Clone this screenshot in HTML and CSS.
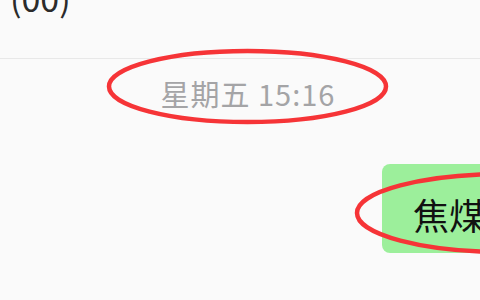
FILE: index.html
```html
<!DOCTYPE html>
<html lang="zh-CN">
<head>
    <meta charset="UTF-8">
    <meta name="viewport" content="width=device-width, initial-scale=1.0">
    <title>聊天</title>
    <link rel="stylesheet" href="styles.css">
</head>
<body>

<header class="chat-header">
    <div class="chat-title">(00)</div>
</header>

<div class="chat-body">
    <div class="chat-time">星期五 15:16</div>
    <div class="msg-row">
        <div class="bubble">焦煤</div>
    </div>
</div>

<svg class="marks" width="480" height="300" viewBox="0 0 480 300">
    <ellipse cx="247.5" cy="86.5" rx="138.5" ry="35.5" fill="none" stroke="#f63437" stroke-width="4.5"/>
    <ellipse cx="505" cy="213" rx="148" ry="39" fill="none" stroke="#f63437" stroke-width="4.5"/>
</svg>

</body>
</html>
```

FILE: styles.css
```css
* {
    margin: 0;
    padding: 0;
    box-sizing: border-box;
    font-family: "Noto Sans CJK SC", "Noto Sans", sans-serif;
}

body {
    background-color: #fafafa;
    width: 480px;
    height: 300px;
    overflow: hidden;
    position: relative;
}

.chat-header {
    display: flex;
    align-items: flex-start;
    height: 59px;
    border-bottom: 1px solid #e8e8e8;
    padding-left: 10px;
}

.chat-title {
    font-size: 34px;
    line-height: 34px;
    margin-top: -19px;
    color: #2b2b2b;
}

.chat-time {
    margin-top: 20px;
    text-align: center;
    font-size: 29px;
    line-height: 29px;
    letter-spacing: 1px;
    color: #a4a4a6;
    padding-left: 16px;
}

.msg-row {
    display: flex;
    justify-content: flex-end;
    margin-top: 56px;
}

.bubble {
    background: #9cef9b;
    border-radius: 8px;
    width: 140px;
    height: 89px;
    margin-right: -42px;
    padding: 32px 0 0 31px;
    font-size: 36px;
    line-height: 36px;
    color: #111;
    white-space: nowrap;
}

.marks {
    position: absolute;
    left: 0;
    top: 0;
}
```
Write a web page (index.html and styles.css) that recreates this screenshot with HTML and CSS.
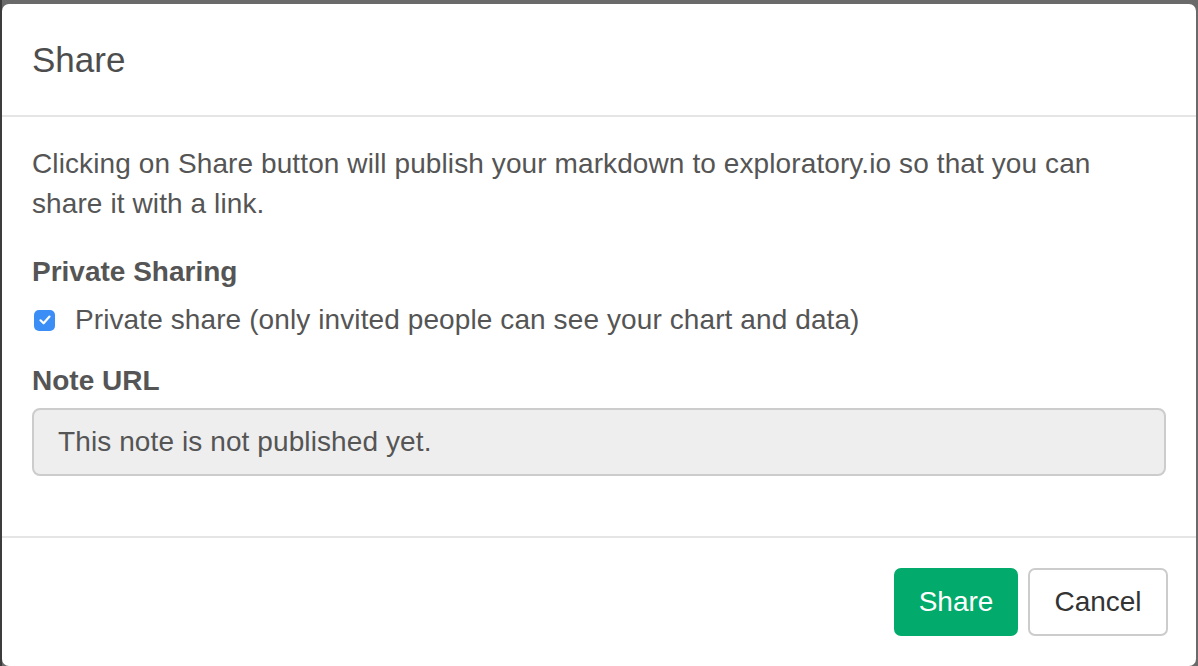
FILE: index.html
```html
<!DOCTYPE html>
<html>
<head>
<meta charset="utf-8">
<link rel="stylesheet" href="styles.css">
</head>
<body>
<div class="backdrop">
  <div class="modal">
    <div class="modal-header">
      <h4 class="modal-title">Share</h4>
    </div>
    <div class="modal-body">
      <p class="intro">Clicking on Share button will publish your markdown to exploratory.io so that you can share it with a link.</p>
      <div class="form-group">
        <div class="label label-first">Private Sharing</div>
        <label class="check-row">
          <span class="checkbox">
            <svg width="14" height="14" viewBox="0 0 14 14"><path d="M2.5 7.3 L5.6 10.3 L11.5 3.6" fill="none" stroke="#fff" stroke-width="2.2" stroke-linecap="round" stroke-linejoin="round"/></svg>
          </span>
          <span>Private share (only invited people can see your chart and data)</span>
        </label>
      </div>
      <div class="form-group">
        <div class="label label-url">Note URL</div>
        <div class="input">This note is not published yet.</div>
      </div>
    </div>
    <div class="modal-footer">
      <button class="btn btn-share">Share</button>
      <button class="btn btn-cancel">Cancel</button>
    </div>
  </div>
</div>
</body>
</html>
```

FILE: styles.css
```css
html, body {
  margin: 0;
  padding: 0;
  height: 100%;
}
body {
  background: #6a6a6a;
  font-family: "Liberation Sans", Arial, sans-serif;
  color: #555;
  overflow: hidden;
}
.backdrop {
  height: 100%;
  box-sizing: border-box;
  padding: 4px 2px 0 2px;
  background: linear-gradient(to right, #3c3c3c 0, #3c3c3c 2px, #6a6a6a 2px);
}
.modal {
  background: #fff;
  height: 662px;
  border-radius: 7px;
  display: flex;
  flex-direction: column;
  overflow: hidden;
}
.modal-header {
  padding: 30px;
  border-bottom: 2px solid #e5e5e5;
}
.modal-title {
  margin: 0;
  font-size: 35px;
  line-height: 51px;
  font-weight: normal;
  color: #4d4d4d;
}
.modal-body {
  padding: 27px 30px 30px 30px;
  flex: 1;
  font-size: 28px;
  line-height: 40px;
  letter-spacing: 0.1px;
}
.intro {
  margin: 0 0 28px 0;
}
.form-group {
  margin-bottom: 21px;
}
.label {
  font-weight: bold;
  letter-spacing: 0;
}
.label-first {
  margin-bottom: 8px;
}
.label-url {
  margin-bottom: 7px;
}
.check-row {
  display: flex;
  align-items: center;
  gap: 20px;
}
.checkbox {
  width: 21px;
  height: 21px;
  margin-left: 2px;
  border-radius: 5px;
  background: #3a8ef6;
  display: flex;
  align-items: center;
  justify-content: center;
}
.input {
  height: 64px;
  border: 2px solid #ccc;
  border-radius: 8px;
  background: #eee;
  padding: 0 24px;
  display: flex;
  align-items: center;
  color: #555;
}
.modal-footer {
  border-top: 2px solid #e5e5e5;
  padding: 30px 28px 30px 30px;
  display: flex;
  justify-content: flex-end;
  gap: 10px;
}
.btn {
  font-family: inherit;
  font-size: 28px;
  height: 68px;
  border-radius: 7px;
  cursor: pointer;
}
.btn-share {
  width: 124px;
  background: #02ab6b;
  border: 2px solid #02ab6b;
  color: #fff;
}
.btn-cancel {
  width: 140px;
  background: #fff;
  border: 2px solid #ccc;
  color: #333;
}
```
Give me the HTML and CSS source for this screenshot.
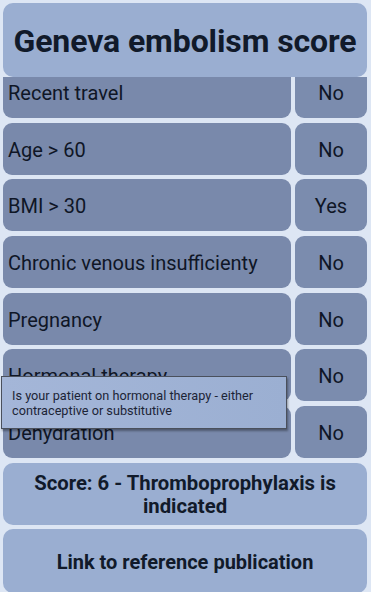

◇ ◇ ◇ ◇ ◇

» **SHORT TASK**: Output all of the entries verbatim, leaving out any images.

» **WRITTEN SOLUTION**:
Clone this screenshot in HTML and CSS.
FILE: index.html
```html
<!DOCTYPE html>
<html lang="zh-CN">
<head>
    <meta charset="UTF-8">
    <meta name="viewport" content="width=device-width, initial-scale=1.0">
    <title>聊天</title>
    <link rel="stylesheet" href="styles.css">
</head>
<body>

<header class="chat-header">
    <div class="chat-title">(00)</div>
</header>

<div class="chat-body">
    <div class="chat-time">星期五 15:16</div>
    <div class="msg-row">
        <div class="bubble">焦煤</div>
    </div>
</div>

<svg class="marks" width="480" height="300" viewBox="0 0 480 300">
    <ellipse cx="247.5" cy="86.5" rx="138.5" ry="35.5" fill="none" stroke="#f63437" stroke-width="4.5"/>
    <ellipse cx="505" cy="213" rx="148" ry="39" fill="none" stroke="#f63437" stroke-width="4.5"/>
</svg>

</body>
</html>
```

FILE: styles.css
```css
* {
    margin: 0;
    padding: 0;
    box-sizing: border-box;
    font-family: "Noto Sans CJK SC", "Noto Sans", sans-serif;
}

body {
    background-color: #fafafa;
    width: 480px;
    height: 300px;
    overflow: hidden;
    position: relative;
}

.chat-header {
    display: flex;
    align-items: flex-start;
    height: 59px;
    border-bottom: 1px solid #e8e8e8;
    padding-left: 10px;
}

.chat-title {
    font-size: 34px;
    line-height: 34px;
    margin-top: -19px;
    color: #2b2b2b;
}

.chat-time {
    margin-top: 20px;
    text-align: center;
    font-size: 29px;
    line-height: 29px;
    letter-spacing: 1px;
    color: #a4a4a6;
    padding-left: 16px;
}

.msg-row {
    display: flex;
    justify-content: flex-end;
    margin-top: 56px;
}

.bubble {
    background: #9cef9b;
    border-radius: 8px;
    width: 140px;
    height: 89px;
    margin-right: -42px;
    padding: 32px 0 0 31px;
    font-size: 36px;
    line-height: 36px;
    color: #111;
    white-space: nowrap;
}

.marks {
    position: absolute;
    left: 0;
    top: 0;
}
```
Write a web page (index.html and styles.css) that recreates this screenshot with HTML and CSS.
FILE: index.html
```html
<!DOCTYPE html>
<html>
<head>
<meta charset="utf-8">
<link rel="stylesheet" href="styles.css">
</head>
<body>
<div class="backdrop">
  <div class="modal">
    <div class="modal-header">
      <h4 class="modal-title">Share</h4>
    </div>
    <div class="modal-body">
      <p class="intro">Clicking on Share button will publish your markdown to exploratory.io so that you can share it with a link.</p>
      <div class="form-group">
        <div class="label label-first">Private Sharing</div>
        <label class="check-row">
          <span class="checkbox">
            <svg width="14" height="14" viewBox="0 0 14 14"><path d="M2.5 7.3 L5.6 10.3 L11.5 3.6" fill="none" stroke="#fff" stroke-width="2.2" stroke-linecap="round" stroke-linejoin="round"/></svg>
          </span>
          <span>Private share (only invited people can see your chart and data)</span>
        </label>
      </div>
      <div class="form-group">
        <div class="label label-url">Note URL</div>
        <div class="input">This note is not published yet.</div>
      </div>
    </div>
    <div class="modal-footer">
      <button class="btn btn-share">Share</button>
      <button class="btn btn-cancel">Cancel</button>
    </div>
  </div>
</div>
</body>
</html>
```

FILE: styles.css
```css
html, body {
  margin: 0;
  padding: 0;
  height: 100%;
}
body {
  background: #6a6a6a;
  font-family: "Liberation Sans", Arial, sans-serif;
  color: #555;
  overflow: hidden;
}
.backdrop {
  height: 100%;
  box-sizing: border-box;
  padding: 4px 2px 0 2px;
  background: linear-gradient(to right, #3c3c3c 0, #3c3c3c 2px, #6a6a6a 2px);
}
.modal {
  background: #fff;
  height: 662px;
  border-radius: 7px;
  display: flex;
  flex-direction: column;
  overflow: hidden;
}
.modal-header {
  padding: 30px;
  border-bottom: 2px solid #e5e5e5;
}
.modal-title {
  margin: 0;
  font-size: 35px;
  line-height: 51px;
  font-weight: normal;
  color: #4d4d4d;
}
.modal-body {
  padding: 27px 30px 30px 30px;
  flex: 1;
  font-size: 28px;
  line-height: 40px;
  letter-spacing: 0.1px;
}
.intro {
  margin: 0 0 28px 0;
}
.form-group {
  margin-bottom: 21px;
}
.label {
  font-weight: bold;
  letter-spacing: 0;
}
.label-first {
  margin-bottom: 8px;
}
.label-url {
  margin-bottom: 7px;
}
.check-row {
  display: flex;
  align-items: center;
  gap: 20px;
}
.checkbox {
  width: 21px;
  height: 21px;
  margin-left: 2px;
  border-radius: 5px;
  background: #3a8ef6;
  display: flex;
  align-items: center;
  justify-content: center;
}
.input {
  height: 64px;
  border: 2px solid #ccc;
  border-radius: 8px;
  background: #eee;
  padding: 0 24px;
  display: flex;
  align-items: center;
  color: #555;
}
.modal-footer {
  border-top: 2px solid #e5e5e5;
  padding: 30px 28px 30px 30px;
  display: flex;
  justify-content: flex-end;
  gap: 10px;
}
.btn {
  font-family: inherit;
  font-size: 28px;
  height: 68px;
  border-radius: 7px;
  cursor: pointer;
}
.btn-share {
  width: 124px;
  background: #02ab6b;
  border: 2px solid #02ab6b;
  color: #fff;
}
.btn-cancel {
  width: 140px;
  background: #fff;
  border: 2px solid #ccc;
  color: #333;
}
```
Give me the HTML and CSS source for this screenshot.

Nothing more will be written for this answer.